Meet the League of Women Voters
Why Our Work is Important
The mission of the League of Women Voters is to empower voters and defend democracy. Representative government depends on the participation of citizens. The League’s work to register voters, inform them about races and ballot issues they will decide, and eliminate barriers to voting fosters a representative political system where the electorate is prepared and motivated to vote.
Making Democracy Work for 100 Years
Three Things to Know About the League of Women Voters
First of all, the League is non-partisan. We never support or oppose political parties or candidates.
However, we do advocate for and against public policy, but only after we have studied the issue thoroughly and the membership has reached a consensus position. Visit our League Positions page to learn more about this process.
Finally, the work we do today is an extension of the goals the League set at its inception in 1920. It wasn’t enough that women won the right to vote. The suffragettes understood that all voters - not just newly enfranchised women - must be informed about the races and issues on their ballot and then must exercise their right to vote in every election.
Yes, the League is 100 Years Old
Expanding voting rights to women had been the goal of the League’s precursor, the National American Woman Suffrage Association, for half a century. At its 50th convention in St. Louis, Missouri, in 1919 - after the 19th Amendment had been passed by Congress but had not yet been ratified by the states - Carrie Chapman Catt proposed “a league of women voters to finish the fight and aid in the reconstruction of the nation”. In October of 1920 in Chicago, Illinois, the League of Women Voters was born.
A Brief History of the League
The League of Women Voters has achieved a lot since 1920. Here are some highlights.
- After its inception, the League grew quickly. By 1924, Leagues had formed in 4 out of 5 Congressional districts. One of those Leagues was in Kansas City.
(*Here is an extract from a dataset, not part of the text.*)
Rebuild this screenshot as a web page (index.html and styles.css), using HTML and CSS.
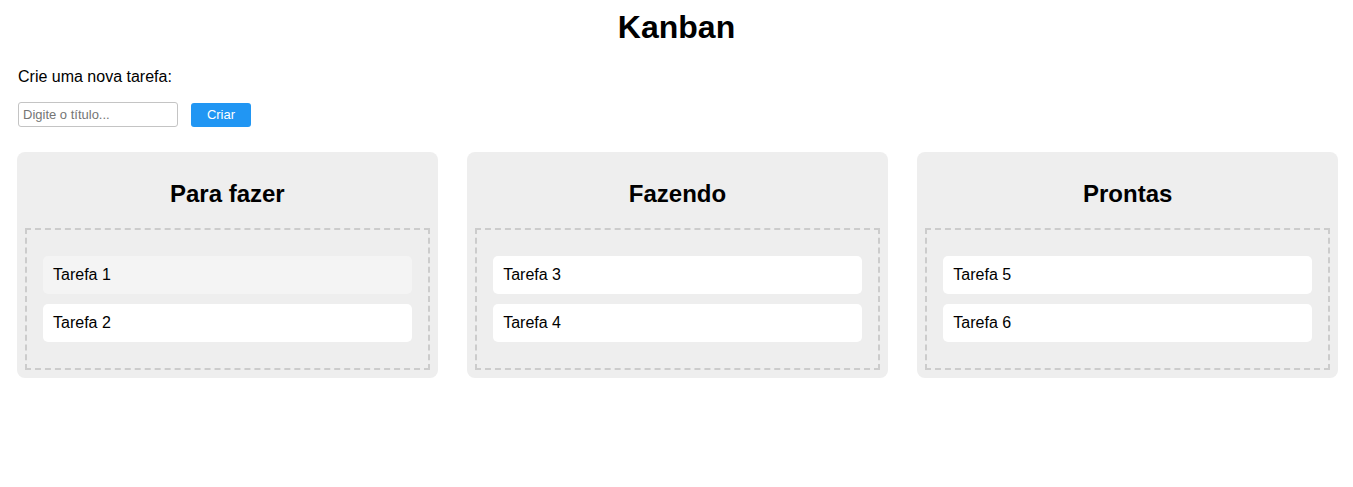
FILE: index.html
```html
<!DOCTYPE html>
<html lang="pt-BR">
<head>
<meta charset="utf-8">
<title>Kanban</title>
<link rel="stylesheet" href="styles.css">
</head>
<body>
<h1 class="title">Kanban</h1>
<p class="label">Crie uma nova tarefa:</p>
<form class="new-task">
  <input class="new-task-input" type="text" placeholder="Digite o título...">
  <button class="new-task-btn" type="button">Criar</button>
</form>
<div class="board">
  <section class="column">
    <h2 class="column-title">Para fazer</h2>
    <div class="dropzone">
      <div class="card card-hover">Tarefa 1</div>
      <div class="card">Tarefa 2</div>
    </div>
  </section>
  <section class="column">
    <h2 class="column-title">Fazendo</h2>
    <div class="dropzone">
      <div class="card">Tarefa 3</div>
      <div class="card">Tarefa 4</div>
    </div>
  </section>
  <section class="column">
    <h2 class="column-title">Prontas</h2>
    <div class="dropzone">
      <div class="card">Tarefa 5</div>
      <div class="card">Tarefa 6</div>
    </div>
  </section>
</div>
</body>
</html>
```

FILE: styles.css
```css
html, body {
  margin: 0;
  padding: 0;
  background: #fff;
}
body {
  font-family: "Liberation Sans", Arial, sans-serif;
  color: #000;
  padding: 9px 18px;
}
.title {
  font-size: 32px;
  font-weight: bold;
  text-align: center;
  margin: 0 0 22px;
  line-height: 37px;
}
.label {
  font-size: 16px;
  line-height: 18px;
  margin: 0 0 16px;
}
.new-task {
  display: flex;
  align-items: center;
  gap: 13px;
  margin: 0 0 25px;
}
.new-task-input {
  width: 160px;
  height: 25px;
  box-sizing: border-box;
  border: 1px solid #c4c4c4;
  border-radius: 3px;
  padding: 0 4px;
  font-family: "Liberation Sans", Arial, sans-serif;
  font-size: 13px;
  margin: 0;
}
.new-task-input::placeholder {
  color: #757575;
}
.new-task-btn {
  width: 60px;
  height: 24px;
  border: none;
  border-radius: 3px;
  background: #2196f3;
  color: #fff;
  font-family: "Liberation Sans", Arial, sans-serif;
  font-size: 13px;
  padding: 0;
}
.board {
  display: grid;
  grid-template-columns: repeat(3, 1fr);
  gap: 29.5px;
  margin: 0 -3px 0 -1px;
}
.column {
  background: #eeeeee;
  border-radius: 8px;
  padding: 8px;
}
.column-title {
  font-size: 24px;
  line-height: 28px;
  font-weight: bold;
  text-align: center;
  margin: 20px 0;
}
.dropzone {
  border: 2px dashed #cccccc;
  padding: 16px;
}
.card {
  background: #fff;
  border-radius: 5px;
  margin: 10px 0;
  padding: 10px;
  font-size: 16px;
  line-height: 18px;
}
.card-hover {
  background: #f4f4f4;
}
```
- The League was recognized as a force in American politics by the 1940s. President Franklin Roosevelt asked the League to help him in his campaign to build support for the United Nations.
- The League has worked to pass and ratify the Equal Rights Amendment (ERA) since 1972 and continues the campaign to this day.
- In 1976, the League sponsored the first televised presidential debate since 1960 and won an Emmy for Outstanding Achievement in Broadcast Journalism. The League continued to sponsor presidential debates until 1988 when the political parties changed the ground rules, and it chose to end its involvement.
- Membership was extended to men in 1974.
- One of the best examples of the League’s impact on voting rights was its grassroots campaign to pass the National Voter Registration Act, otherwise known as ‘Motor Voter’, which was signed into law in 1993.
- Most recently, in 2019, the League launched the People Powered Fair Maps campaign to work for fair and transparent re-districting processes in all 50 states.
For more information, click here for a decade-by-decade history of the League.
Kansas City League History
The Kansas City League was organized in 1920 out of the local Kansas City Women’s Suffrage League. Mrs. A. Ross Hill was the first president. Women throughout the Kansas City area were primed to identify issues of concern in their communities, and this resulted in the League playing a significant role in our area’s history over the last century.
Early on the League was a strong opponent of the Pendergast regime in Kansas City and was instrumental in the adoption of the Missouri Non-Partisan Court Plan which mandates that judges be chosen on the basis of merit, not political affiliation. In 1961, the Independence League worked toward the passage of the Independence City Charter that established a City Manager form of government. The League also participated in the school desegregation plan in the 1970s as well as the creation of the Metropolitan Community College network.
Independence, Raytown, and Lee’s Summit as well as eastern Jackson County, have all been home to local Leagues over the years. However, by 2004, all Leagues merged under the League of Women Voters of Kansas City, Jackson, Clay and Platte Counties.
Commitment to Diversity, Equity, and Inclusion
LWV is an organization fully committed to diversity, equity, and inclusion in principle and in practice. Diversity, equity, and inclusion are central to the organization's current and future success in engaging all individuals, households, communities, and policy makers in creating a more perfect democracy.
There shall be no barriers to full participation in this organization on the basis of gender, gender identity, ethnicity, race, native or indigenous origin, age, generation, sexual orientation, culture, religion, belief system, marital status, parental status, socioeconomic status, language, accent, ability status, mental health, educational level or background, geography, nationality, work style, work experience, job role function, thinking style, personality type, physical appearance, political perspective or affiliation and/or any other characteristic that can be identified as recognizing or illustrating diversity.